** begin **

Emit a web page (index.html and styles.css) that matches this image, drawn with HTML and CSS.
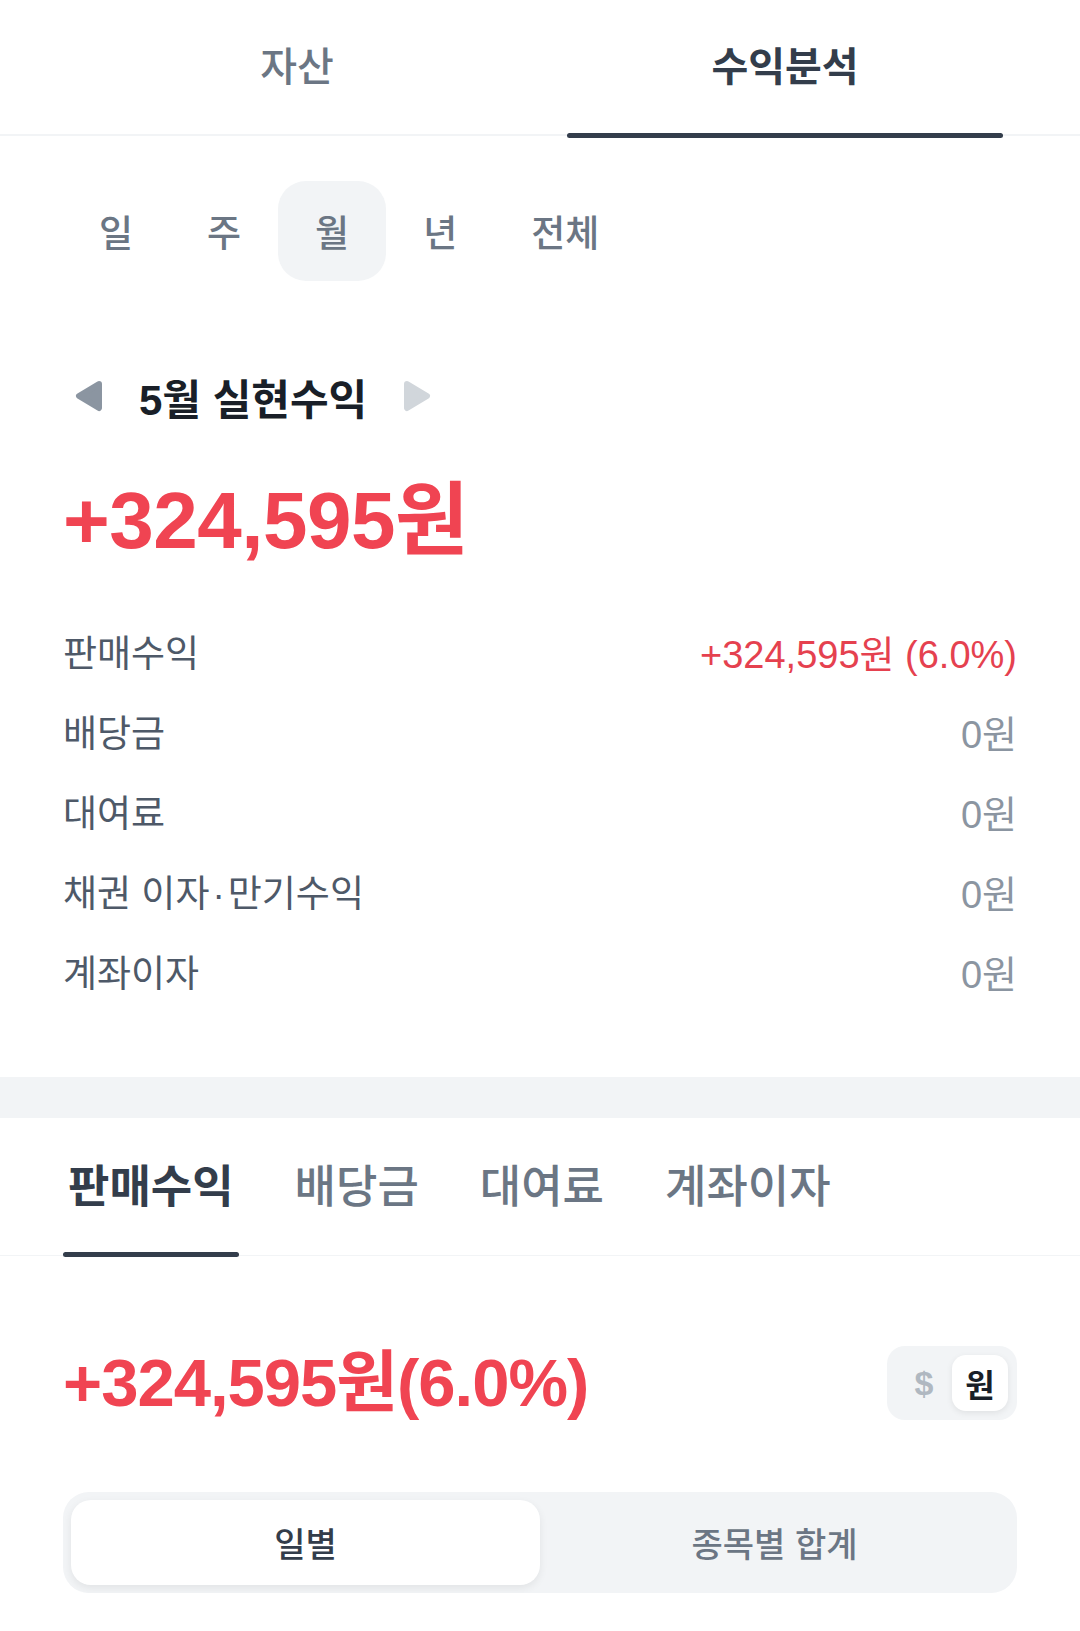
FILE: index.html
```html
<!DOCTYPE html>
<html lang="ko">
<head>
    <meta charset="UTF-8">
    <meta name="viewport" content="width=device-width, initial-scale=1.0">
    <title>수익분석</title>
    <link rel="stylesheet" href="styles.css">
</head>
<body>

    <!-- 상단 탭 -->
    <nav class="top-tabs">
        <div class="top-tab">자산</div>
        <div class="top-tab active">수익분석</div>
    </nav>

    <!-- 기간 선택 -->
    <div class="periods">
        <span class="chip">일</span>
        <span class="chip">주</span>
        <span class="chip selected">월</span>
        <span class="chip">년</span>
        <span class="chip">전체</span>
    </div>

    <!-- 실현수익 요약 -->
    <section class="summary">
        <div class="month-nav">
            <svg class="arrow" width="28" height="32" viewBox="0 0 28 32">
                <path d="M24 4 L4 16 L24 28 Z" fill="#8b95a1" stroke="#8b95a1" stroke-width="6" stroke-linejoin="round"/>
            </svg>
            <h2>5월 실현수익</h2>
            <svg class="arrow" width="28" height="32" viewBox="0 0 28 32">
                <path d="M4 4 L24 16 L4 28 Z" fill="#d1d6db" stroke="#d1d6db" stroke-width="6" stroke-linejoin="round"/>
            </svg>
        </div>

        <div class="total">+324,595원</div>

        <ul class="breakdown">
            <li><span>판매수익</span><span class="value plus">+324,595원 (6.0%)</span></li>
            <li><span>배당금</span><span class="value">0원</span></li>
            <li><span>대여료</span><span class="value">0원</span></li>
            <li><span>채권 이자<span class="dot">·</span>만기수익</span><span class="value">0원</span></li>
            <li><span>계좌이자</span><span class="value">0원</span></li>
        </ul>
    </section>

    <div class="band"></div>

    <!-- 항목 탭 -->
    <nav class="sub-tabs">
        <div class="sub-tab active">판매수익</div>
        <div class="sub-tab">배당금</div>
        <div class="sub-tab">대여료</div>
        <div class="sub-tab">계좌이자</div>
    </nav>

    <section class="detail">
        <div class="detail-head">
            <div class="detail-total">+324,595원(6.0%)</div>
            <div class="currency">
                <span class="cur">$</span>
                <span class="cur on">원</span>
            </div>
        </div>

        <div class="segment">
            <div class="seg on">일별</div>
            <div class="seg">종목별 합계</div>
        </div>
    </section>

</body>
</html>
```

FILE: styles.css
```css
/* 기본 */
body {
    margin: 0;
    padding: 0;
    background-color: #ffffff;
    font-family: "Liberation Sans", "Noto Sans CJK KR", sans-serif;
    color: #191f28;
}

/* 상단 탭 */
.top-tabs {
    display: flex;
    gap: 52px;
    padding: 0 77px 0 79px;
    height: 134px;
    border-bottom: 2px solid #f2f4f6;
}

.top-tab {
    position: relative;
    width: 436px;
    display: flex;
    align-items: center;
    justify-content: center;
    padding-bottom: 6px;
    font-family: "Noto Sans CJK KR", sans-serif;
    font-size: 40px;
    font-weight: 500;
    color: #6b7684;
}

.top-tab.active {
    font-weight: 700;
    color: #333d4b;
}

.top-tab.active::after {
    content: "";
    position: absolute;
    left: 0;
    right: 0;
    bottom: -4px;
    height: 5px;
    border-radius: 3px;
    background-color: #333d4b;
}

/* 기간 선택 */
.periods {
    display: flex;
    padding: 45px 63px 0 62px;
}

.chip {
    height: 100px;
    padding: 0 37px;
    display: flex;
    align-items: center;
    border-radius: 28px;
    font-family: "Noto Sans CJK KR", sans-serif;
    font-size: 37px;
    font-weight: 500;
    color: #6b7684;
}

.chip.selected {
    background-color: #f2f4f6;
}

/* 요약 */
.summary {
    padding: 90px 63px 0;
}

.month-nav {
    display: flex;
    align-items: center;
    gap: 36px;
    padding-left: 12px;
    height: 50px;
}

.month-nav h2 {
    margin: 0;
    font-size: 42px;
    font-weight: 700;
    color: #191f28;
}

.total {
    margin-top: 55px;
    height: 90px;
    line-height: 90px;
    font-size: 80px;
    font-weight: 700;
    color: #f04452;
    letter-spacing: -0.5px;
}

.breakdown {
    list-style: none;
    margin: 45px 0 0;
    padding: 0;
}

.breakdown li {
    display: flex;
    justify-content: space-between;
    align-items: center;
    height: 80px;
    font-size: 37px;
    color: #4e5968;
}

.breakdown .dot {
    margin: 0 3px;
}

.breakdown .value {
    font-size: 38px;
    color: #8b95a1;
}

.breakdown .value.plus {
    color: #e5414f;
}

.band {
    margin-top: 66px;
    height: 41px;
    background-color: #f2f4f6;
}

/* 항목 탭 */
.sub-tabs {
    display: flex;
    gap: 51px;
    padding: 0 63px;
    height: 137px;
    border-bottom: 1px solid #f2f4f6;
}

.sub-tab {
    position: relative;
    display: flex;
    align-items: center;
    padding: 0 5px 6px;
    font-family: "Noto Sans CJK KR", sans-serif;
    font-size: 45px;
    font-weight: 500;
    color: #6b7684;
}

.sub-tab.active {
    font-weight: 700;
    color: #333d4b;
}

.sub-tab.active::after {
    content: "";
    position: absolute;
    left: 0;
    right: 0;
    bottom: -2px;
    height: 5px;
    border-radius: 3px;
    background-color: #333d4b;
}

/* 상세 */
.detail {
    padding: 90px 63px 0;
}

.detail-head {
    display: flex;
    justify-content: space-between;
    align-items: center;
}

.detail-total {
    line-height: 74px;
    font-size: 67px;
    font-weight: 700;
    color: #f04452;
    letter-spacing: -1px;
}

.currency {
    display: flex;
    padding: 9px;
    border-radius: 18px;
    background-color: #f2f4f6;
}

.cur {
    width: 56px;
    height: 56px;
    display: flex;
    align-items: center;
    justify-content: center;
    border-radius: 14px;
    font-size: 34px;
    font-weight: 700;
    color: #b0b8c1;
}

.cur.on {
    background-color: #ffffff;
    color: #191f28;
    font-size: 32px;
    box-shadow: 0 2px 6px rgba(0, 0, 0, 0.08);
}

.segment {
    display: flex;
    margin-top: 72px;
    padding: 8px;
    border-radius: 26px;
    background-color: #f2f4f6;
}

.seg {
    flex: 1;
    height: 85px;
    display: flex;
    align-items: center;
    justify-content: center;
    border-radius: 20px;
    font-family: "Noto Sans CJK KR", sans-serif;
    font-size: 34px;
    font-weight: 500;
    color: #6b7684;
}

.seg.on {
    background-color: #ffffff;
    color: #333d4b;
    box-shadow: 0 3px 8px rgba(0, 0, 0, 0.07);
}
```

** end **

→ Directive: In the data above, count the lines where the word "styles" appears; reply with the number only.

→ Answer below: 3